Di hari ini, boleh jadi kita
tidak peduli dengan apa yang akan terjadi pada keadaan negara kita. Yang ada
dalam fikiran hanyalah hidup layak, dan bisa tidur nyenyak. Boleh jadi kita
tidak peduli dengan bentuk negara ini. Mau itu Republik, Federal, atau apapun,
yang terpenting saat ini adalah ‘hidup layak’. Mengapa hal seperti itu bisa
terjadi? Haruskah kita menyalahkan diri sendiri sebagai rakyat yang mendiami
negri ini?. Sebenarnya, tak sepenuhnya kesalahan ada pada masyarakat yang kini
sudah mulai tak peduli dengan keadaan negri nya sendiri. Ada asap, pasti ada
api. Coba kita lihat pemimpin yang kini mewakili seluruh masyarakat Indonesia. Mereka
sibuk dengan diri mereka sendiri. Berebut daerah kekuasaan tanpa melihat apa
yang sebenarnya dibutuhkan oleh rakyatnya. Jadi, jangan sepenuhnya salahkan
masyarakat apabila kini, mereka sudah tak begitu peduli dengan urusan negara.
Kembali pada kalimat yang ada
dalam secarik kertas dari bapak mentri pendidikan. Tanpa disadari, 30 tahun
lagi, kita lah yang akan memimpin negara ini. Nasib kemerdekaan Indonesia ada
di tangan kita. Tepat di usia Indonesia yang ke-100, kita lah yang akan
menentukan, mau dibawa kemana negara ini. Beban itu ada, dan tak bisa dihindari.

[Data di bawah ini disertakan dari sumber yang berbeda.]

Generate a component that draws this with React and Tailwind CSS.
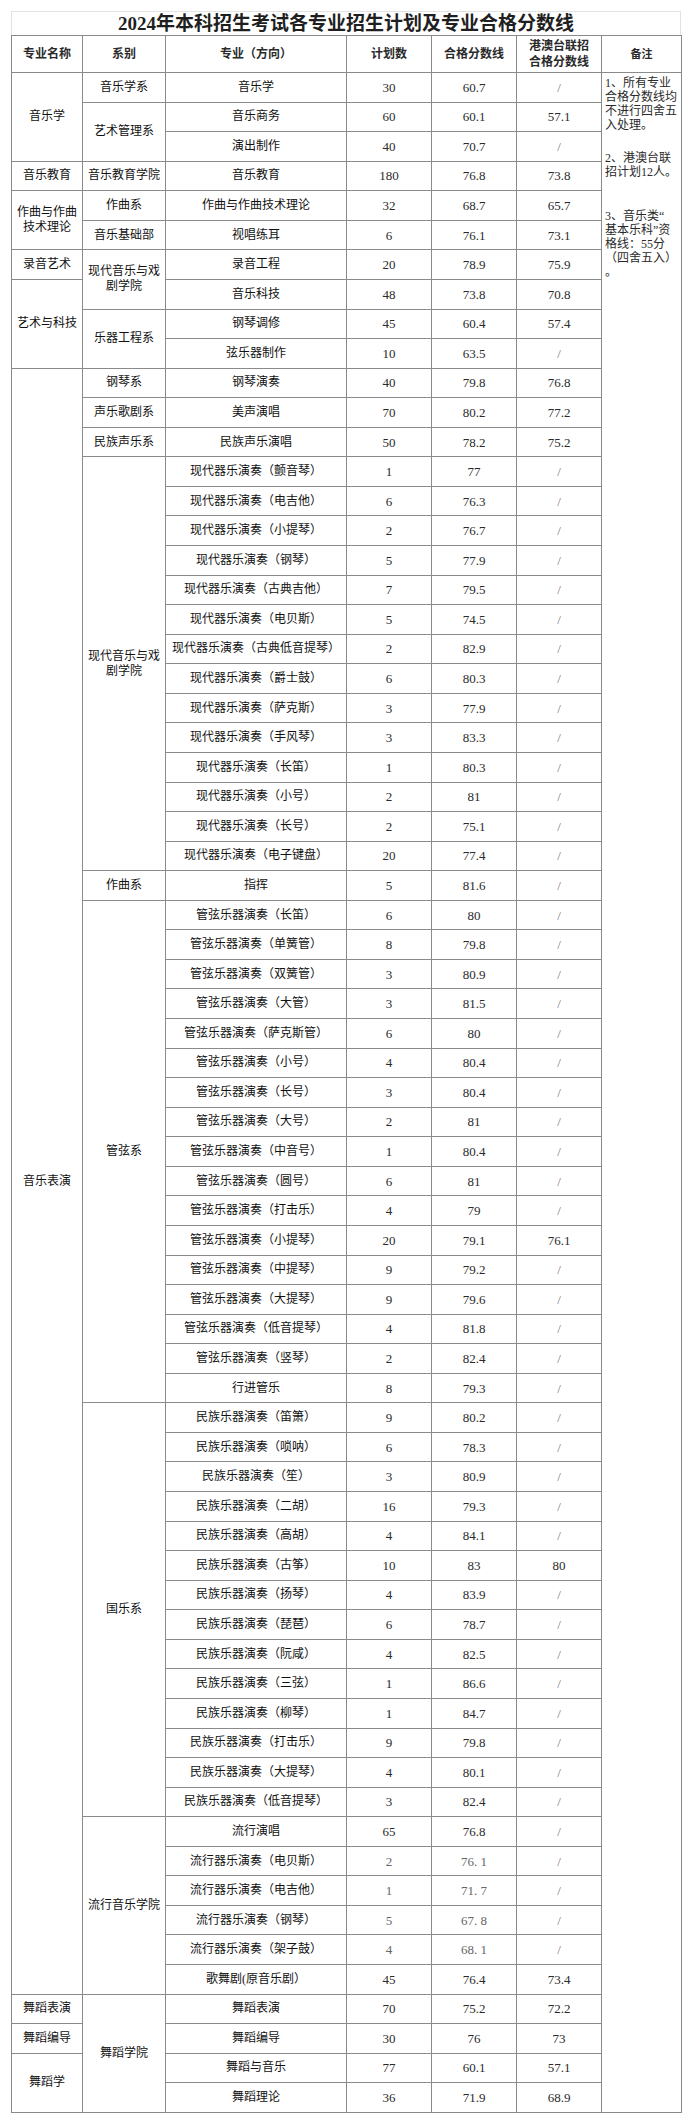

Jangan selalu berfikiran apa yang telah negara ini beri untuk hidup kita. Tapi apa
yang telah kita beri untuk negara ini selama hidup kita.
Mungkin, di usia yang masih
belasan seperti ini, masih belum banyak yang dapat kita lakukan. Tapi apa
salahnya jika kita mencoba merubah negara ini menjadi lebih baik, dengan
hal-hal kecil?. Contoh mudah, adalah dengan tidak membedakan satu sama lain. Bisa
jadi, dengan kita terus-terusan meledek Bekasi sebagai planet ke-9, Bekasi mau
melepaskan diri dari Indonesia menjadi Negara Bekasi Merdeka. Siapa yang tau
kan? Hehe. Mulailah untuk berfikir bahwa apapun yang kita lakukan di dunia ini
bukan semata-mata untuk kepuasan pribadi. Niatkan semua hal baik yang kalian
lakukan adalah untuk Tuhan dan untuk kebahagiaan bersama. Saat kita bisa
menciptakan kebersamaan, bukan tak mungkin persatuan di negri ini akan tetap
terjalin. Selain itu, kita juga bisa
memulainya dengan lebih mendekatkan diri dengan Tuhan. Karena bagaimanapun
juga, ketaqwaan merupakan komponen yang begitu penting dalam proses perbaikan
diri.
Hal-hal tersebut memang terlihat kecil dan sepele, tapi ingat, kata guru
sejarahku, “Kita dijajah oleh bangsa lain hingga beratus-ratus tahun lamanya,
hanya karena benda kecil macam rempah-rempah”.
Selamat Ulang Tahun Indonesiaku!
Semoga di usiamu yang ke-100
nanti, aku telah memberikan sesuatu kepadamu!